Analyzing scRNA-seq data by CCP-assisted UMAP and t-SNE
This work addresses the problem of enhancing dimensionality reduction for scRNA-seq data analysis, which is incremental as it applies an existing preprocessing method to improve standard visualization techniques.
The authors tackled the challenge of analyzing sparse and high-dimensional single-cell RNA sequencing data by using Correlated Clustering and Projection (CCP) as an initialization tool for UMAP and t-SNE, resulting in significant improvements in visualization and accuracy across eight datasets.

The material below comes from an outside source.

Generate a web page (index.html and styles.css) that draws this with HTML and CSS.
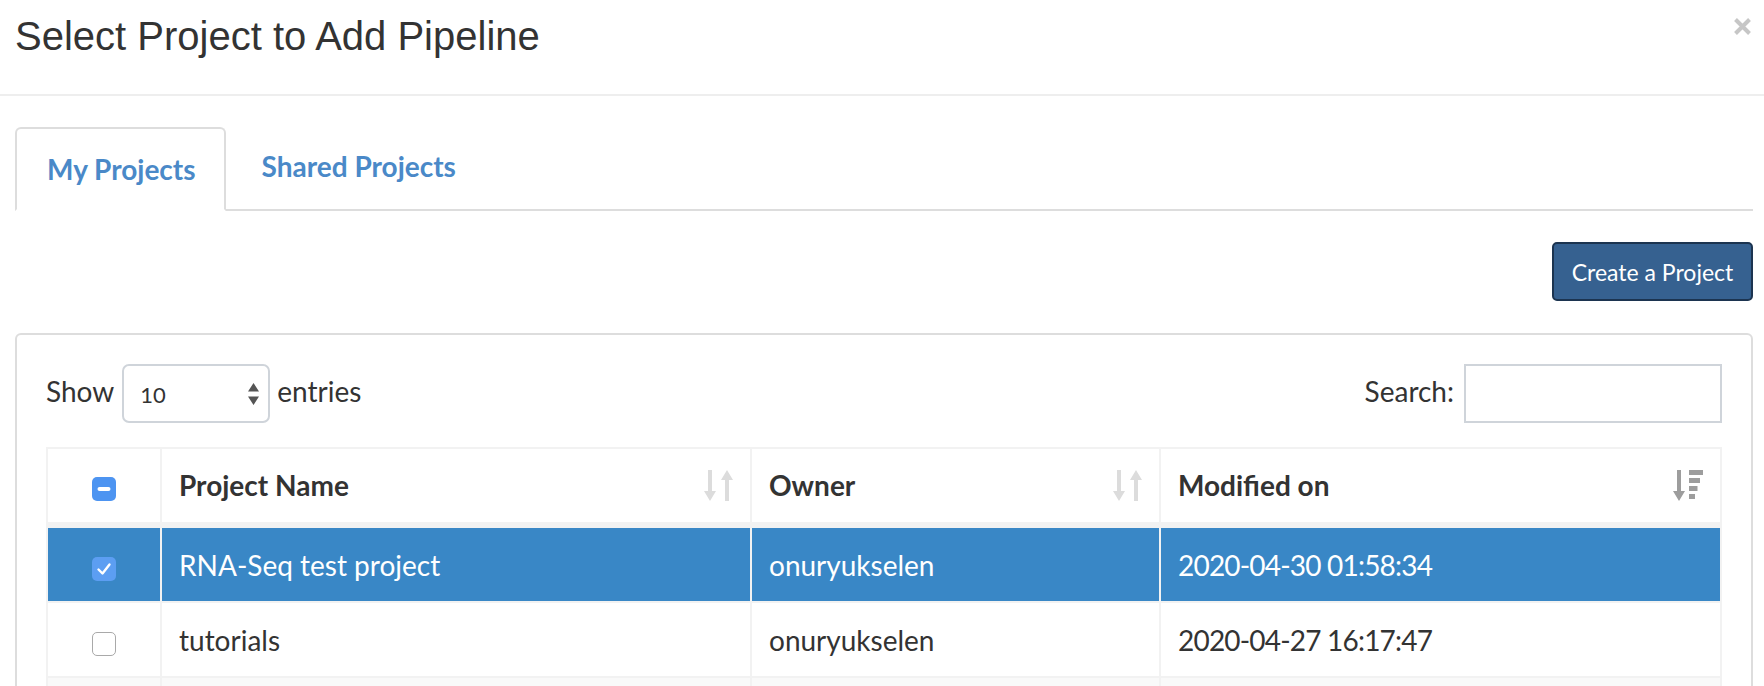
FILE: index.html
```html
<!DOCTYPE html>
<html lang="en">
<head>
<meta charset="utf-8">
<title>Select Project to Add Pipeline</title>
<link rel="stylesheet" href="styles.css">
</head>
<body>
<div class="modal">
  <div class="modal-header">
    <h4 class="modal-title">Select Project to Add Pipeline</h4>
    <button class="close" type="button" aria-label="Close">
      <svg width="19" height="19" viewBox="0 0 19 19"><path d="M2.5 2.5 L16.5 16.5 M16.5 2.5 L2.5 16.5" stroke="#c6c6c6" stroke-width="4" stroke-linecap="butt"/></svg>
    </button>
  </div>
  <div class="modal-body">
    <ul class="nav-tabs">
      <li class="tab active"><a class="tab-link">My Projects</a></li>
      <li class="tab"><a class="tab-link">Shared Projects</a></li>
    </ul>
    <div class="toolbar">
      <button class="btn-create" type="button">Create a Project</button>
    </div>
    <div class="panel">
      <div class="dt-controls">
        <label class="dt-length"><span class="lbl">Show</span>
          <span class="select">10
            <svg class="select-arrows" width="11" height="22" viewBox="0 0 11 22"><path d="M5.5 0 L11 8.5 L0 8.5 Z M0 13.5 L11 13.5 L5.5 22 Z" fill="#555"/></svg>
          </span>
          <span class="lbl">entries</span></label>
        <label class="dt-filter"><span class="lbl">Search:</span> <span class="search"></span></label>
      </div>
      <table class="dt">
        <colgroup>
          <col class="c-check"><col class="c-name"><col class="c-owner"><col class="c-date">
        </colgroup>
        <thead>
          <tr>
            <th class="check-cell"><span class="cb cb-partial"><svg width="24" height="24" viewBox="0 0 24 24"><rect x="5.5" y="10" width="13" height="4" rx="2" fill="#fff"/></svg></span></th>
            <th><div class="th-inner"><span>Project Name</span>
              <svg class="sort" width="30" height="31" viewBox="0 0 30 31"><path d="M4 0 H8 V21 H12 L6 31 L0 21 H4 Z M21 31 H25 V10 H29 L23 0 L17 10 H21 Z" fill="#dcdcdc"/></svg></div></th>
            <th><div class="th-inner"><span>Owner</span>
              <svg class="sort" width="30" height="31" viewBox="0 0 30 31"><path d="M4 0 H8 V21 H12 L6 31 L0 21 H4 Z M21 31 H25 V10 H29 L23 0 L17 10 H21 Z" fill="#dcdcdc"/></svg></div></th>
            <th><div class="th-inner"><span>Modified on</span>
              <svg class="sort" width="31" height="31" viewBox="0 0 31 31"><path d="M4 0 H8 V21 H12 L6 31 L0 21 H4 Z" fill="#9d9d9d"/><rect x="16" y="0" width="14" height="5" fill="#9d9d9d"/><rect x="16" y="8" width="11" height="5" fill="#9d9d9d"/><rect x="16" y="16" width="8.5" height="5" fill="#9d9d9d"/><rect x="16" y="24" width="6" height="5" fill="#9d9d9d"/></svg></div></th>
          </tr>
        </thead>
        <tbody>
          <tr class="row selected">
            <td class="check-cell"><span class="cb cb-checked"><svg width="24" height="24" viewBox="0 0 24 24"><path d="M6.5 12.5 L10.5 16.5 L17.5 7.5" fill="none" stroke="#fff" stroke-width="2.4" stroke-linecap="round" stroke-linejoin="round"/></svg></span></td>
            <td>RNA-Seq test project</td>
            <td>onuryukselen</td>
            <td class="date">2020-04-30 01:58:34</td>
          </tr>
          <tr class="row">
            <td class="check-cell"><span class="cb cb-empty"></span></td>
            <td>tutorials</td>
            <td>onuryukselen</td>
            <td class="date">2020-04-27 16:17:47</td>
          </tr>
          <tr class="row striped">
            <td class="check-cell"></td><td></td><td></td><td></td>
          </tr>
        </tbody>
      </table>
    </div>
  </div>
</div>
</body>
</html>
```

FILE: styles.css
```css
* { box-sizing: border-box; }
html, body {
  margin: 0;
  padding: 0;
  background: #fff;
  overflow: hidden;
}
body {
  font-family: "Lato", "Liberation Sans", sans-serif;
  color: #333;
}

.modal { width: 1764px; }

.modal-header {
  display: flex;
  justify-content: space-between;
  align-items: flex-start;
  height: 96px;
  padding: 14px 12px 0 15px;
  border-bottom: 2px solid #eeeeee;
}
.modal-title {
  margin: 0;
  font-family: "Liberation Sans", Arial, sans-serif;
  font-weight: 400;
  font-size: 40px;
  line-height: 44px;
  color: #333;
}
.close {
  margin: 3px 0 0 0;
  padding: 0;
  border: 0;
  background: transparent;
  display: flex;
}

.modal-body {
  padding: 31px 11px 0 15px;
}

.nav-tabs {
  display: flex;
  margin: 0;
  padding: 0;
  list-style: none;
  border-bottom: 2px solid #dddddd;
}
.tab {
  margin-bottom: -2px;
  margin-right: 2px;
}
.tab-link {
  display: block;
  height: 84px;
  padding: 20px 32px 0 32px;
  border: 2px solid transparent;
  border-radius: 6px 6px 0 0;
  font-size: 28px;
  line-height: 34px;
  font-weight: 700;
  color: #4a89c8;
}
.tab.active .tab-link {
  padding: 23px 28px 0 30px;
  border-color: #dddddd;
  border-bottom-color: #fff;
  background: #fff;
}

.toolbar {
  display: flex;
  justify-content: flex-end;
  margin-top: 31px;
}
.btn-create {
  width: 201px;
  height: 59px;
  padding: 0;
  background: #366190;
  border: 2px solid #1c3450;
  border-radius: 5px;
  color: #fff;
  font-family: "Lato", sans-serif;
  font-size: 23px;
  font-weight: 400;
}

.panel {
  margin-top: 32px;
  border: 2px solid #dddddd;
  border-radius: 6px;
  padding: 29px 29px 0 29px;
}

.dt-controls {
  display: flex;
  justify-content: space-between;
  align-items: center;
  height: 59px;
}
.dt-length, .dt-filter {
  display: flex;
  align-items: center;
  font-size: 28px;
  color: #333;
}
.lbl { margin-bottom: 6px; }
.select {
  display: flex;
  align-items: center;
  justify-content: space-between;
  width: 148px;
  height: 59px;
  margin: 0 7px 0 8px;
  padding: 2px 9px 0 16px;
  border: 2px solid #cfd4da;
  border-radius: 7px;
  font-size: 22px;
  color: #333;
}
.select-arrows { margin-top: -2px; }
.search {
  display: block;
  width: 258px;
  height: 59px;
  margin-left: 10px;
  border: 2px solid #cfd4da;
}

.dt {
  width: 100%;
  margin-top: 24px;
  border-collapse: collapse;
  font-size: 28px;
}
.c-check { width: 114px; }
.c-name { width: 590px; }
.c-owner { width: 409px; }

.dt th, .dt td {
  border: 2px solid #f2f2f2;
  line-height: 34px;
  text-align: left;
  padding: 20px 16px 19px 17px;
}
.dt th {
  font-weight: 700;
  color: #333;
  padding-top: 19px;
  padding-bottom: 20px;
  border-bottom-width: 6px;
}
.th-inner {
  display: flex;
  justify-content: space-between;
  align-items: center;
}
.dt td { color: #333; }
.dt td.date { letter-spacing: -0.8px; }

.dt .check-cell {
  text-align: center;
  padding-left: 0;
  padding-right: 0;
}
.cb {
  display: inline-block;
  width: 24px;
  height: 24px;
  border-radius: 5px;
  vertical-align: middle;
  margin-top: 0;
}
.cb svg { display: block; }
.cb-partial { background: #4d94f1; }
.cb-checked { background: #5c9ef2; }
.cb-empty {
  background: #fff;
  border: 1.5px solid #a9a9a9;
}

.row.selected td {
  background: #3987c6;
  color: #fff;
}
.row.striped td {
  background: #f9f9f9;
  height: 73px;
}
```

Single-cell RNA sequencing (scRNA-seq) is widely used to reveal heterogeneity in cells, which has given us insights into cell-cell communication, cell differentiation, and differential gene expression. However, analyzing scRNA-seq data is a challenge due to sparsity and the large number of genes involved. Therefore, dimensionality reduction and feature selection are important for removing spurious signals and enhancing downstream analysis. Correlated clustering and projection (CCP) was recently introduced as an effective method for preprocessing scRNA-seq data. CCP utilizes gene-gene correlations to partition the genes and, based on the partition, employs cell-cell interactions to obtain super-genes. Because CCP is a data-domain approach that does not require matrix diagonalization, it can be used in many downstream machine learning tasks. In this work, we utilize CCP as an initialization tool for uniform manifold approximation and projection (UMAP) and t-distributed stochastic neighbor embedding (t-SNE). By using eight publicly available datasets, we have found that CCP significantly improves UMAP and t-SNE visualization and dramatically improve their accuracy.